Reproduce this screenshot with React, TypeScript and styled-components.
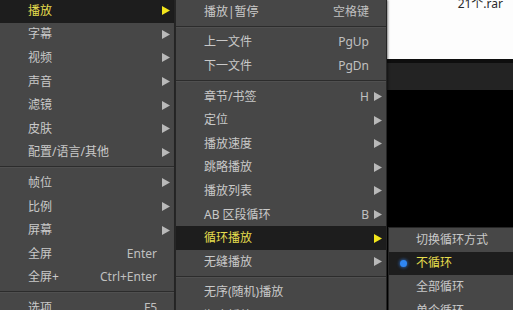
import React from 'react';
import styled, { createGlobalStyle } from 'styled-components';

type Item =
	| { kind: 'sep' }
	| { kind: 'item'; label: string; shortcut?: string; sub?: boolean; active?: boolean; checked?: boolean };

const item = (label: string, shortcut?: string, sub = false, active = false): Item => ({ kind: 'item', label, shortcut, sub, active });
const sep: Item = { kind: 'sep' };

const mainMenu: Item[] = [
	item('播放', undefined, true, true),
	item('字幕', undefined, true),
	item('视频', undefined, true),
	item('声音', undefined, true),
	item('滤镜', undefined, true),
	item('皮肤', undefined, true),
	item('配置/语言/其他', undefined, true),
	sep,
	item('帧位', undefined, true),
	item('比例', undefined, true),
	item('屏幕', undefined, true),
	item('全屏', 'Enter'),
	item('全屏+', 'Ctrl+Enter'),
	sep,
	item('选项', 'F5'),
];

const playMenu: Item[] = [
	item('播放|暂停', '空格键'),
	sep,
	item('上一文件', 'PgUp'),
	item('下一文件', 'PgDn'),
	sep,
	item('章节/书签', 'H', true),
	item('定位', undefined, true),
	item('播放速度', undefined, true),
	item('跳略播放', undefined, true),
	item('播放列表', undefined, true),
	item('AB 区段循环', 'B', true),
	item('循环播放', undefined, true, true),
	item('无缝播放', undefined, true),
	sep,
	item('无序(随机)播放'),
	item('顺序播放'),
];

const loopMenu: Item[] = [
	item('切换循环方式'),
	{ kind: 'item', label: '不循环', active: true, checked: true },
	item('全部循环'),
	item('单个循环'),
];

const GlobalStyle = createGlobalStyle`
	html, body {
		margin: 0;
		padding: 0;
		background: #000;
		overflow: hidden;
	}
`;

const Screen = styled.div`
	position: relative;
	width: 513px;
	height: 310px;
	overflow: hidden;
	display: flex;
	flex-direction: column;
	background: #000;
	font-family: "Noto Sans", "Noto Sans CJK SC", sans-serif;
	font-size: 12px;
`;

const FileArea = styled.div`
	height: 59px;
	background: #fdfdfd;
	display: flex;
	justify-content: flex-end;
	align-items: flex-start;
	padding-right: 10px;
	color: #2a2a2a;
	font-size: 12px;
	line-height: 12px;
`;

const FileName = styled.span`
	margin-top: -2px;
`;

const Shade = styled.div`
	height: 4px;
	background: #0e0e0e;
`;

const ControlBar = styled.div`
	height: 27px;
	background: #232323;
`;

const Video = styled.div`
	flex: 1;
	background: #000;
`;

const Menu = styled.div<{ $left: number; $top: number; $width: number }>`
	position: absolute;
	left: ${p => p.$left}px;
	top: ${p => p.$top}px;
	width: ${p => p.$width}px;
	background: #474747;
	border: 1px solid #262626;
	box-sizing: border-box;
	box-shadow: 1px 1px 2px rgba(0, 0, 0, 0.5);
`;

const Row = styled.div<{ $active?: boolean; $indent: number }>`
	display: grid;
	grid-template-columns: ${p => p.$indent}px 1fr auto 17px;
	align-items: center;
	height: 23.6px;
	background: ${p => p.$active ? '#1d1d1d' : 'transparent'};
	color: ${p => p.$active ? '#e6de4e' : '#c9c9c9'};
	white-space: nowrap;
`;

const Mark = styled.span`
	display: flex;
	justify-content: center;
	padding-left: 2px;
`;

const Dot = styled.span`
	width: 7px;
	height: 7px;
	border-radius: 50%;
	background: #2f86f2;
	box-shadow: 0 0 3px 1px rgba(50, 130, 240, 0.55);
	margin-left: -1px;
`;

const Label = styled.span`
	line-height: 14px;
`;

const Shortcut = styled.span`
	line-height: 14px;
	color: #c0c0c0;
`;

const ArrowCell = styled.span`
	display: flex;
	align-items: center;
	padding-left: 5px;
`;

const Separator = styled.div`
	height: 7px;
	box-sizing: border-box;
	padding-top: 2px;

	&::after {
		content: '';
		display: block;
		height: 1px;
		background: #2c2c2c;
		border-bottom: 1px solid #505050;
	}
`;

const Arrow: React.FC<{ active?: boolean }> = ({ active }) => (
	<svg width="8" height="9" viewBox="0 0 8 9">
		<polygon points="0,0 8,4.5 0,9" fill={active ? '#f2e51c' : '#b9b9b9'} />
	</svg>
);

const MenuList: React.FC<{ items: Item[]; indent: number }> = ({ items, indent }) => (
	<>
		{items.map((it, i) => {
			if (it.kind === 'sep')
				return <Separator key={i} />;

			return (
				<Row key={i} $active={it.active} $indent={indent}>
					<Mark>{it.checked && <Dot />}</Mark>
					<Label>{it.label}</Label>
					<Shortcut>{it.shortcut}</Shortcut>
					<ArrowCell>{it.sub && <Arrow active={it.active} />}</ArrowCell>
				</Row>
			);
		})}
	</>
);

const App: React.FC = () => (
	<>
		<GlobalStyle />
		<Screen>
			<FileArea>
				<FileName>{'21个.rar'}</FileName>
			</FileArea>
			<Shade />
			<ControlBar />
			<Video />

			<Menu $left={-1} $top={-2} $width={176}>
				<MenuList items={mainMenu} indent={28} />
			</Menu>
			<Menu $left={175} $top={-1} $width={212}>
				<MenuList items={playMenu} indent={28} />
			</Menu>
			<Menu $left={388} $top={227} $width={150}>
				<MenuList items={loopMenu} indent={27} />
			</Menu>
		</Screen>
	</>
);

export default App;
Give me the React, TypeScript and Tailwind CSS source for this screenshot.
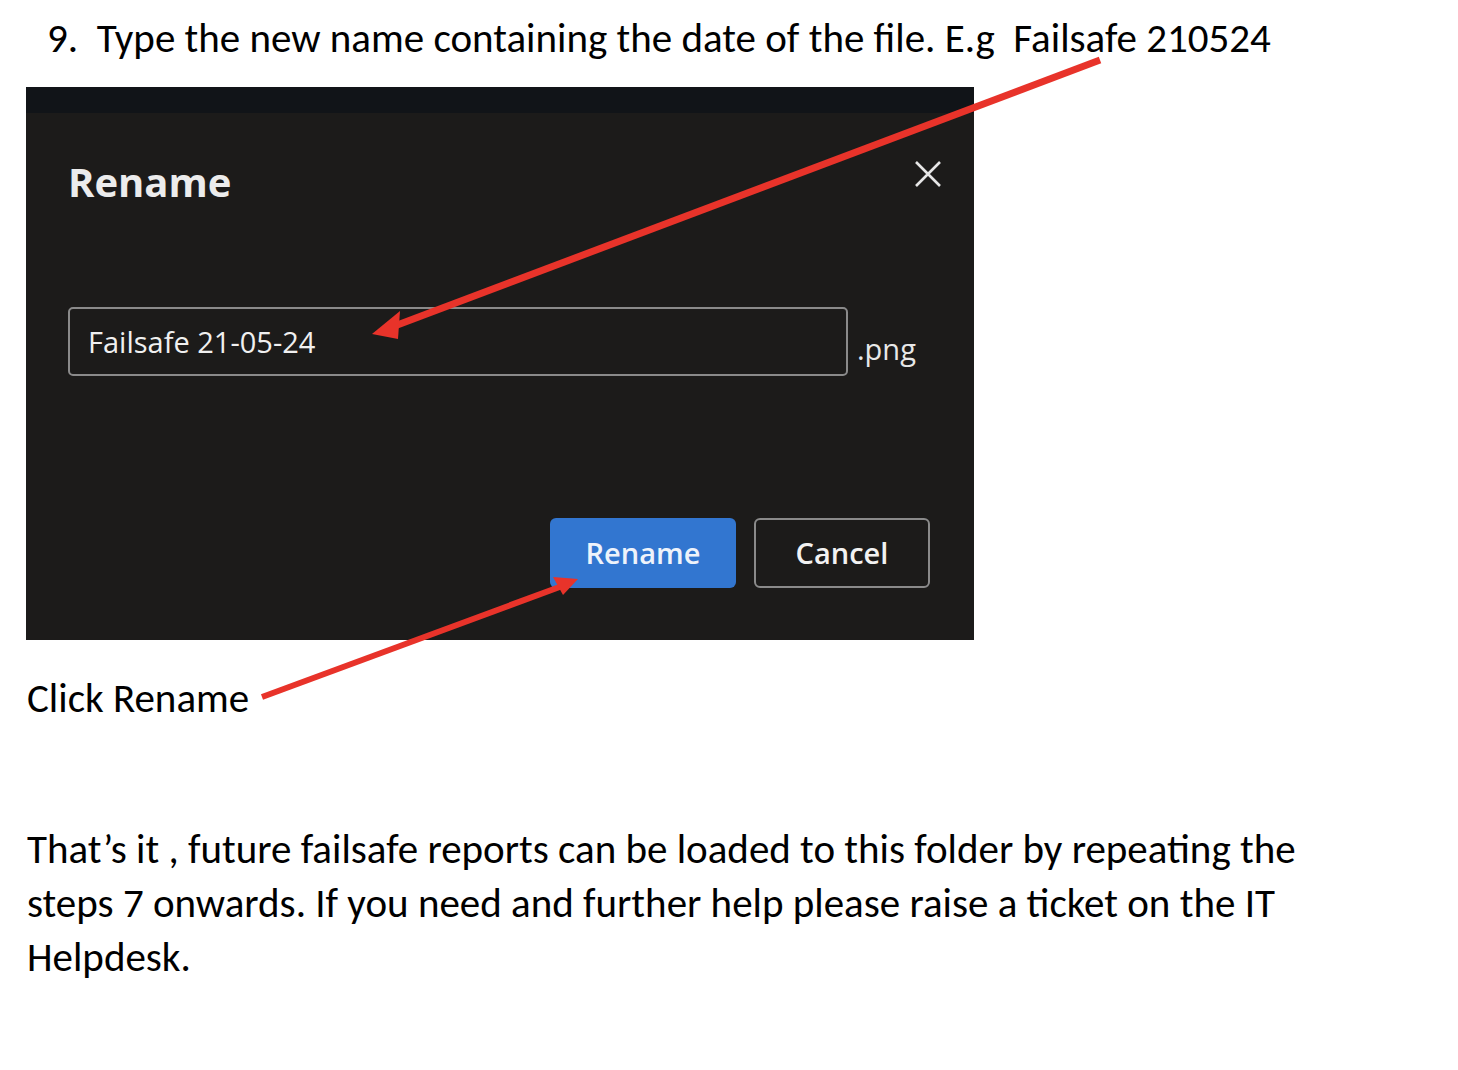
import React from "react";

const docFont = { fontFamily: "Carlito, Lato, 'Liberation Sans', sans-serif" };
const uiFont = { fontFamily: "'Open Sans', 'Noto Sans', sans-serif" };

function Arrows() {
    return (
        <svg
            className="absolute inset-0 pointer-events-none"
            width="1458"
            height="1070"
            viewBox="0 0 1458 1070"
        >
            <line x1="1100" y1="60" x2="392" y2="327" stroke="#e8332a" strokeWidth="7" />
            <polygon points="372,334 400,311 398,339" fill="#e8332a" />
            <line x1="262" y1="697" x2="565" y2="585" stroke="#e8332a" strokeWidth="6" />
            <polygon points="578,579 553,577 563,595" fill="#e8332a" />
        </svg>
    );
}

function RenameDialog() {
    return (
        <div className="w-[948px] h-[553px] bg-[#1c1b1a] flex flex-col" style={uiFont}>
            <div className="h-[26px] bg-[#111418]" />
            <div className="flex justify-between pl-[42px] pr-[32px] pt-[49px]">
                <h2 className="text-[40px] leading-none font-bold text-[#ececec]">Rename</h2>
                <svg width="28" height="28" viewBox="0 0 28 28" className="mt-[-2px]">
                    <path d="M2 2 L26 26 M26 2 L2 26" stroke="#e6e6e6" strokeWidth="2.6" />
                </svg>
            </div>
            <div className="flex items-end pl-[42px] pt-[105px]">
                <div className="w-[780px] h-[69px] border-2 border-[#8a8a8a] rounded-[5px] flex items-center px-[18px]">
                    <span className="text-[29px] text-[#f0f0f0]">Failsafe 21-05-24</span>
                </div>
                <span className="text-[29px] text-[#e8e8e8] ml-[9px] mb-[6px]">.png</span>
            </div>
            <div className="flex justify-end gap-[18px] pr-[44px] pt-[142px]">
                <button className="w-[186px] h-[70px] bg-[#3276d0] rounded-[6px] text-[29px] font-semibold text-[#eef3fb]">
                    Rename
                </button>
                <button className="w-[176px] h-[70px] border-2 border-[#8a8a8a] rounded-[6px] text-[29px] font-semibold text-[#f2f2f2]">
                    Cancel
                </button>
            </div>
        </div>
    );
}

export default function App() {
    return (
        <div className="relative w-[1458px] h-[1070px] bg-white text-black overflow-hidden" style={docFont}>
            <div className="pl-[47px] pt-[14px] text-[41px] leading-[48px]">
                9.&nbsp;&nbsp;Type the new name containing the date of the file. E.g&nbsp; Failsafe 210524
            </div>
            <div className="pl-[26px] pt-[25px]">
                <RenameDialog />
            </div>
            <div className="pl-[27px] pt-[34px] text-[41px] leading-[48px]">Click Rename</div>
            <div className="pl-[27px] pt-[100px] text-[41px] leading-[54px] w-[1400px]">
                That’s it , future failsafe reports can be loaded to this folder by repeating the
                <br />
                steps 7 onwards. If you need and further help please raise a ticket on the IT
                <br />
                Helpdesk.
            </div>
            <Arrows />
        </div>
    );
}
****
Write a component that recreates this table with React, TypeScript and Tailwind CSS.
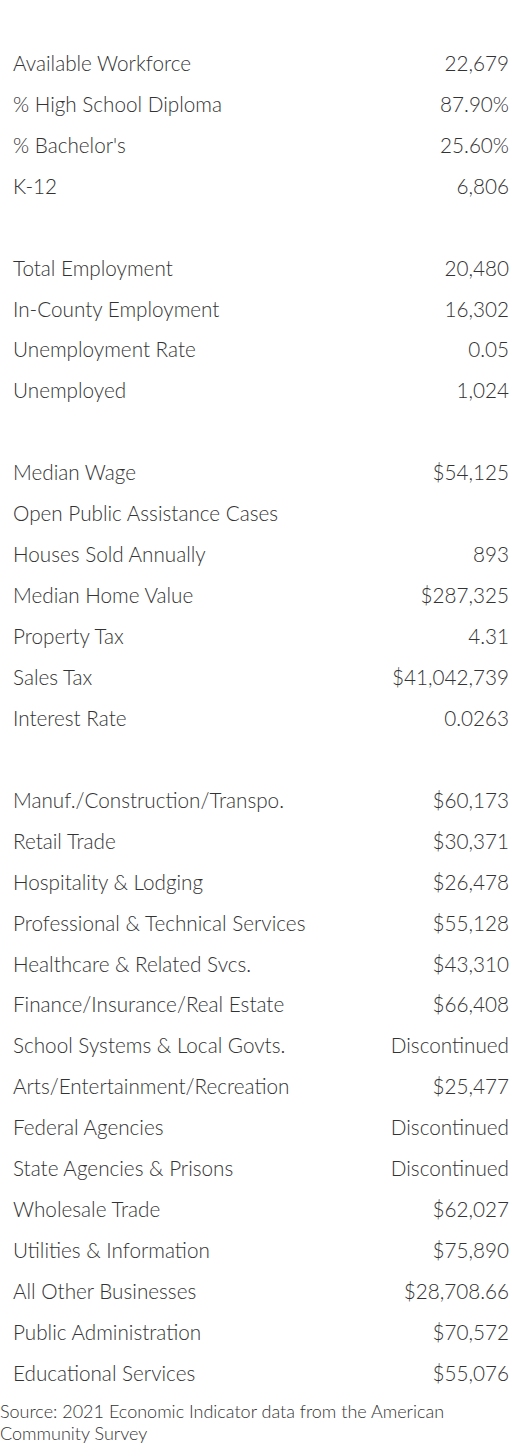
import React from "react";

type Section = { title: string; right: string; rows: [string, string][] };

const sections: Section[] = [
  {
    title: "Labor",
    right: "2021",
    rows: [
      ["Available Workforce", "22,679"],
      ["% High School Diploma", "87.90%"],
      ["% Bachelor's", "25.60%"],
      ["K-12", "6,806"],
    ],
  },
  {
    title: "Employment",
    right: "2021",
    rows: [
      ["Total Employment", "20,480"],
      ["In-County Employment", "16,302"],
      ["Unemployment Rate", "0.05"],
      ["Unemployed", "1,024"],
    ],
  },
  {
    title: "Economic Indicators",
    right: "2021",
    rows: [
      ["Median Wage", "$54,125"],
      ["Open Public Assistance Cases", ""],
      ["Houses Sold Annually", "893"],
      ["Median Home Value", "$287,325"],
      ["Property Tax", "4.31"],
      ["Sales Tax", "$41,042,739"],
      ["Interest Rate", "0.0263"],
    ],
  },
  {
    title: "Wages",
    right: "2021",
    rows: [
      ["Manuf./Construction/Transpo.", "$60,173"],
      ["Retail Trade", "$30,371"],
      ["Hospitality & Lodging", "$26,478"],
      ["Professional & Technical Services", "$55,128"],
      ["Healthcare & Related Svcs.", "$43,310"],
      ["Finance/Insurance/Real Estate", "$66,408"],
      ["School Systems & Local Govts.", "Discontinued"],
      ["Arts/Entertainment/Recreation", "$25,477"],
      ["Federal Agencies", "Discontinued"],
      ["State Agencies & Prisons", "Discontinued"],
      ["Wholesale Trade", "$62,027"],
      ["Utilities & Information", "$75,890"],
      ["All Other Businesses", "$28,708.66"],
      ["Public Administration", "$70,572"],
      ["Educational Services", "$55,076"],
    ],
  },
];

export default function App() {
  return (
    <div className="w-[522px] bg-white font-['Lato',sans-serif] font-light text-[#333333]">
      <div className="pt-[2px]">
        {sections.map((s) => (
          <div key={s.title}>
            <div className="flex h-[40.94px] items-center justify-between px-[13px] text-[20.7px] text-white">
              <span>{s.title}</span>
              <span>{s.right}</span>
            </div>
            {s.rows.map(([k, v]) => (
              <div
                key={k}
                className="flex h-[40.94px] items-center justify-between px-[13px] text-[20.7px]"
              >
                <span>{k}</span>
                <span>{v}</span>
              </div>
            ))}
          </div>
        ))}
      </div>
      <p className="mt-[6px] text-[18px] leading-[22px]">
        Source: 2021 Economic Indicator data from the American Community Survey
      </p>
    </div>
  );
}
****
→ What the exercise asks:
Select all lines in the listing that include the word "TypeScript".

→ Output for this task:
Reproduce this screenshot with React, TypeScript and styled-components.
Give me the React, TypeScript and Tailwind CSS source for this screenshot.
Write a component that recreates this table with React, TypeScript and Tailwind CSS.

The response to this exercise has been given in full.